Landtagspräsident Guido Wolf nannte daraufhin Macks Handlung "fraglos einen Fehler" und einen Verstoß gegen das Untersuchungsausschussgesetz. Pikanterweise geriet unmittelbar danach Wolf selbst in den Fokus des Ausschusses, als bekannt wurde, dass er bereits am 10. Oktober 2012 von Justizminister Rainer Stickelberger (SPD) darüber informiert worden war, dass ein Ausschussmitglied offenbar Unterlagen an Zeugen weitergegeben habe. Wolf bestätigte den Erhalt des Briefs, bestritt aber, sich durch seine Untätigkeit unkorrekt verhalten zu haben. Denn es habe schließlich keine Anhaltspunkte für eine Straftat gegeben.

Grüne und SPD vermuten dagegen, Wolf habe seine kungelnden Parteifreunde decken wollen, weswegen sie ihn vor den Ausschuss geladen haben. Das Amt des Landtagspräsidenten scheint der CDU in dieser Legislaturperiode kein Glück zu bringen – Wolfs Amtsvorgänger Willi Stächele war das erste CDU-Mitglied, das über den EnBW-Deal stolperte. Als Finanzminister unter Mappus hatte er durch seine Unterschrift den Aktienkauf am Parlament vorbei mithilfe des Notbewilligungsrechts ermöglicht, was sich später als verfassungswidrig herausstellte, worauf Stächele im Oktober 2011 als Landtagspräsident zurücktrat.

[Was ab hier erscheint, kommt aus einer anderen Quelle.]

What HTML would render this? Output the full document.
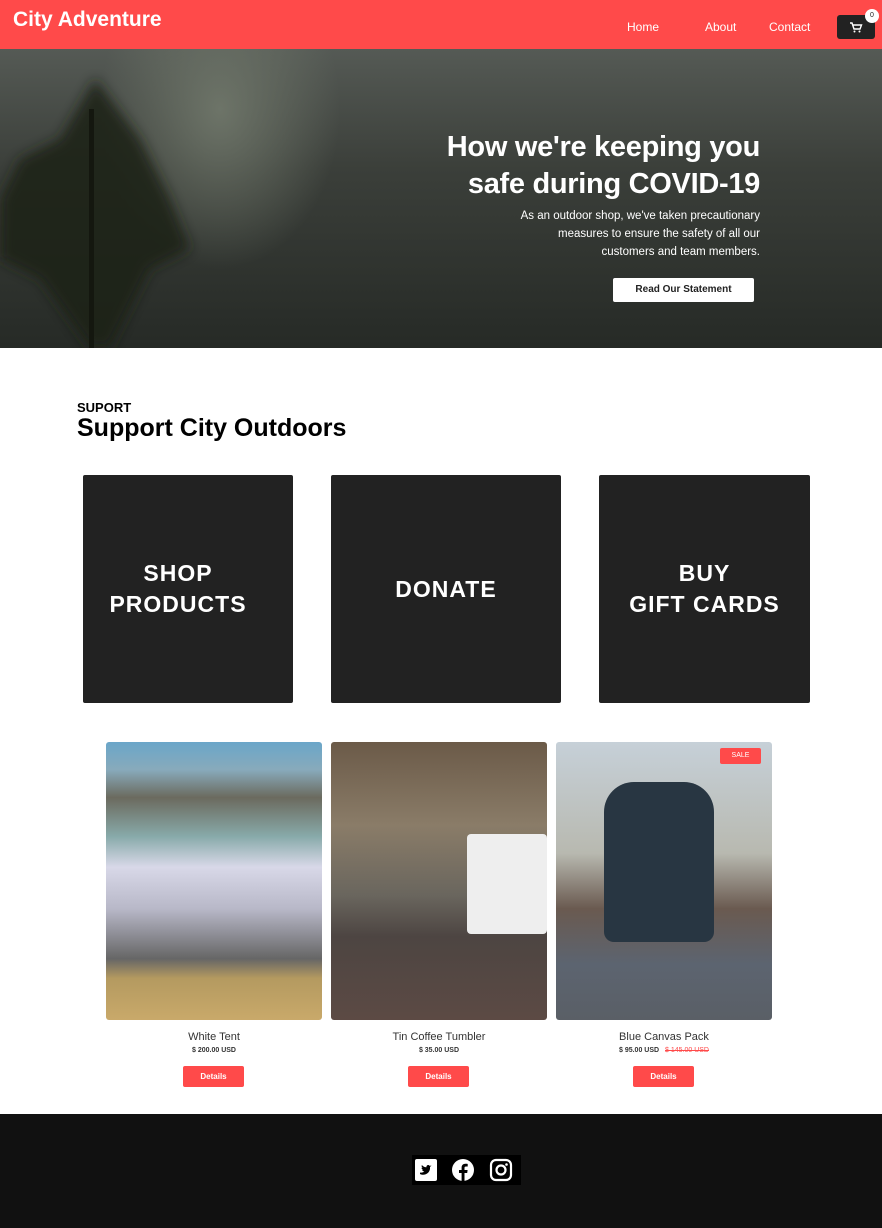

Quasi als Retourkutsche hat die CDU am 19. Juli Stickelberger als Zeuge geladen. "Scheinheilig" nennt der CDU-Obmann Fragen zu den Mappus-Kontakten. Dass die Nerven bei der CDU blank liegen, zeigte sich auch im Ausschuss: Nachdem sich Mappus geweigert hatte, Fragen zu den Kontakten mit Ausschussmitgliedern zu beantworten, bohrten nur die Obleute der Grünen und der SPD, Ulrich Sckerl und Sascha Binder, nach - was bei Mappus verpuffte, und die CDU-Ausschussmitglieder auf die Palme brachte.

Auch der Rechnungshof-Chef trifft sich mit Mappus

Im Anschluss an die Befragung attackierten die Obleute der Opposition nicht etwa Mappus, sondern die Vertreter der Regierungsparteien. "Wie hier heute manche Kollegen einen ehemaligen Parlamentarier und ehemaligen Ministerpräsidenten geschulmeistert haben, das schadet dem Ansehen des Untersuchungsausschusses, das schadet dem Parlament, und es schadet Baden-Württemberg", entrüstete sich Andreas Glück (FDP). Ein "Armutszeugnis für diesen Untersuchungsausschuss" nannte CDU-Obmann Throm gar die Nachfragen von Sckerl und Binder. "Ich muss feststellen, dass die Scheinheiligkeit von Grün-Rot hier im Ausschuss nicht zu überbieten ist".

Nicht als Motor der Aufklärung tat sich in Zusammenhang mit dem EnBW-Deal Max Munding hervor, Präsident des Landesrechnungshofs und CDU-Mitglied. Er ist am 19. Juli ebenfalls vor den Ausschuss geladen – bereits zum zweiten Mal. Stand bei Mundings erster Befragung am 13. Juli 2012 das damals neue Gutachten des Rechnungshofs zu dem Aktienkauf im Mittelpunkt, wird es nun ebenfalls um Kontakte zu Mappus gehen, die er erst zögerlich im Juni eingeräumt hatte.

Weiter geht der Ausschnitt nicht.